It’s one thing to be taught about modernism. You sit in high school English class and dutifully take notes: “Modernist literature was a break from the realism of the past and a movement towards symbolism and stream-of-consciousness, and a relaxation of previously-inviolate social conventions. [Scribbled unflattering caricature of teacher] [Anarchy symbol].”
It’s another thing to slog through eleven pre-20th century classics and then be confronted with unrepentant boozing, fucking and swearing — and that’s just the women. It’s weird to say, but I was almost offended by this book.
Of course Lady Chatterley is no Jane Eyre, either, but Chatterley is expressly about the war between the old and the new, set amidst the same indolent English gentry I recognized from the previous three hundred fictional years. In Gatsby, the new has been solidly victorious, and the characters naively assume that both the culture war and the world war is a thing of the past.

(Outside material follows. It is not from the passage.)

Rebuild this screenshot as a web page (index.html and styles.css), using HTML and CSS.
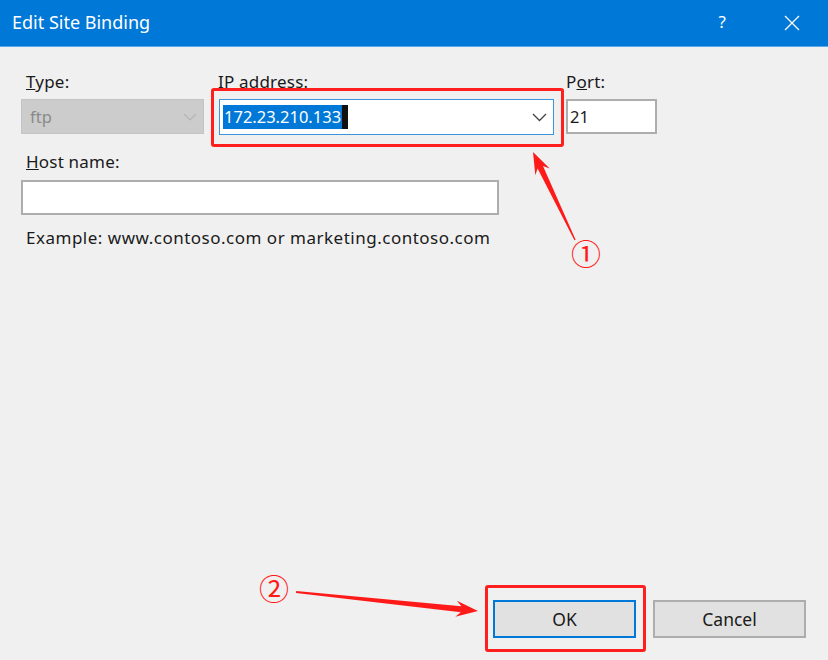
FILE: index.html
```html
<!DOCTYPE html>
<html>
<head>
<meta charset="utf-8">
<link rel="stylesheet" href="styles.css">
</head>
<body>
<div class="window">
  <div class="titlebar">
    <span class="title">Edit Site Binding</span>
    <span class="tb-actions">
      <span class="tb-help">?</span>
      <svg class="tb-close" width="16" height="16" viewBox="0 0 16 16"><path d="M1 1 L15 15 M15 1 L1 15" stroke="#fff" stroke-width="1.3" fill="none"/></svg>
    </span>
  </div>
  <div class="content">
    <div class="row">
      <div class="field f-type">
        <label class="lbl"><u>T</u>ype:</label>
        <div class="combo disabled">
          <span class="val">ftp</span>
          <svg class="chev" width="14" height="8" viewBox="0 0 14 8"><path d="M1 1 L7 7 L13 1" stroke="#b4b4b4" stroke-width="1.2" fill="none"/></svg>
        </div>
      </div>
      <div class="field f-ip">
        <label class="lbl"><u>I</u>P address:</label>
        <div class="combo focused">
          <span class="val"><span class="sel">172.23.210.133</span><span class="caret"></span></span>
          <svg class="chev" width="15" height="9" viewBox="0 0 15 9"><path d="M1 1 L7.5 7.5 L14 1" stroke="#444" stroke-width="1.3" fill="none"/></svg>
        </div>
      </div>
      <div class="field f-port">
        <label class="lbl">P<u>o</u>rt:</label>
        <div class="textbox"><span class="val">21</span></div>
      </div>
    </div>
    <div class="field f-host">
      <label class="lbl"><u>H</u>ost name:</label>
      <div class="textbox"></div>
    </div>
    <div class="example">Example: www.contoso.com or marketing.contoso.com</div>
  </div>
  <div class="buttons">
    <button class="btn btn-ok">OK</button>
    <button class="btn">Cancel</button>
  </div>

  <div class="mark mark-ip"></div>
  <div class="mark mark-ok"></div>
  <span class="num num1">①</span>
  <span class="num num2">②</span>
  <svg class="arrows" width="828" height="660" viewBox="0 0 828 660">
    <polygon fill="#ff1a1a" points="533,152 549.7,168.4 543.0,166.0 575.6,239.7 574.4,240.3 537.6,168.6 535.3,175.2"/>
    <polygon fill="#ff1a1a" points="478,611 455.3,616.7 460.8,612.2 296,593 296.2,591 461.4,606.2 456.9,600.7"/>
  </svg>
</div>
</body>
</html>
```
FILE: styles.css
```css
* { box-sizing: border-box; }
html, body { margin: 0; padding: 0; }
body {
  width: 828px;
  height: 660px;
  background: #f0f0f0;
  font-family: "Noto Sans", "Open Sans", sans-serif;
  color: #1a1a1a;
  overflow: hidden;
}
.window {
  position: relative;
  width: 828px;
  height: 660px;
  display: flex;
  flex-direction: column;
}
.titlebar {
  height: 47px;
  flex: none;
  background: #0078d7;
  border-bottom: 1px solid #5aa8e8;
  display: flex;
  align-items: center;
  justify-content: space-between;
  padding: 0 28px 0 12px;
  color: #fff;
}
.title {
  font-size: 18px;
  margin-top: -2px;
}
.tb-actions {
  display: flex;
  align-items: center;
  gap: 58px;
}
.tb-help {
  font-size: 17px;
  margin-top: -4px;
}
.tb-close { display: block; }
.content {
  flex: 1;
  padding: 25px 22px 0 21px;
  font-size: 17px;
}
.row {
  display: flex;
  align-items: flex-start;
}
.field { display: flex; flex-direction: column; }
.lbl {
  display: block;
  height: 20px;
  line-height: 20px;
  padding-left: 5px;
  color: #1a1a1a;
  margin-bottom: 6px;
  letter-spacing: 0.2px;
}
.f-type { width: 183px; margin-right: 14px; }
.f-type .combo { margin-top: 1px; }
.f-ip { width: 336px; margin-right: 12px; }
.f-ip .lbl { padding-left: 0; margin-bottom: 7px; }
.f-ip .combo { margin-left: 1px; height: 36px; }
.f-port { width: 91px; }
.f-port .lbl { padding-left: 0; }
.f-port .textbox { margin-top: 1px; }
.combo {
  height: 35px;
  display: flex;
  align-items: center;
  justify-content: space-between;
  padding: 0 6px 0 3px;
}
.combo.disabled {
  background: #cccccc;
  border: 1px solid #c4c4c4;
  color: #8a8a8a;
  padding-left: 8px;
}
.combo.focused {
  background: #fff;
  border: 1px solid #3c94dc;
  padding-left: 3px;
}
.val { font-size: 16.5px; display: flex; align-items: center; }
.sel {
  background: #0078d7;
  color: #fff;
  line-height: 24px;
  height: 24px;
  padding: 0 1px;
}
.caret {
  display: inline-block;
  width: 6px;
  height: 24px;
  background: #111;
}
.chev { display: block; }
.textbox {
  height: 35px;
  background: #fff;
  border: 2px solid #adadad;
  display: flex;
  align-items: center;
  padding-left: 2px;
}
.f-host { margin-top: 17px; width: 478px; }
.f-host .lbl { margin-bottom: 8px; }
.example {
  margin-top: 11px;
  padding-left: 5px;
  font-size: 17px;
  letter-spacing: 0.5px;
}
.buttons {
  flex: none;
  display: flex;
  justify-content: flex-end;
  gap: 17px;
  padding: 0 22px 22px 0;
}
.btn {
  height: 38px;
  width: 153px;
  background: #e1e1e1;
  border: 2px solid #adadad;
  font-family: inherit;
  font-size: 17.5px;
  color: #1a1a1a;
  padding: 0;
}
.btn-ok {
  width: 143px;
  border-color: #0078d7;
}
.mark {
  position: absolute;
  border: 3px solid #ff1f1f;
  border-radius: 3px;
}
.mark-ip { left: 211px; top: 88px; width: 353px; height: 59px; }
.mark-ok { left: 485px; top: 585px; width: 161px; height: 67px; }
.num {
  position: absolute;
  color: #ff1a1a;
  font-family: "Noto Sans CJK SC", sans-serif;
  font-size: 30px;
  line-height: 30px;
}
.num1 { left: 571px; top: 237px; }
.num2 { left: 259px; top: 572px; }
.arrows {
  position: absolute;
  left: 0;
  top: 0;
  pointer-events: none;
}
```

Once I got over my classics-induced prissiness (gay sex, for shame!), I really enjoyed the novel. It’s the only one I can truly say that about — where every page was simply enjoyable (as much as is possible when everyone in the book is broken and miserable). Part of it was that it’s so American. Henry James was my only other American author, but his book is set in Europe and populated largely by Europeans. Everyone in Gatsby talks like people I know, except that nobody I know says “old sport.” I guess that’s Jazz Age for “dawg.”
I didn’t watch the 1974 film adaptation starring Robert Redford and Mia Farrow, because those people are too famous to ever believe as characters from a novel. Plus by now I had moved on to the 2006 book list, which meant three unbelievably painful months of Tristram Shandy, the book that no one but me has ever read.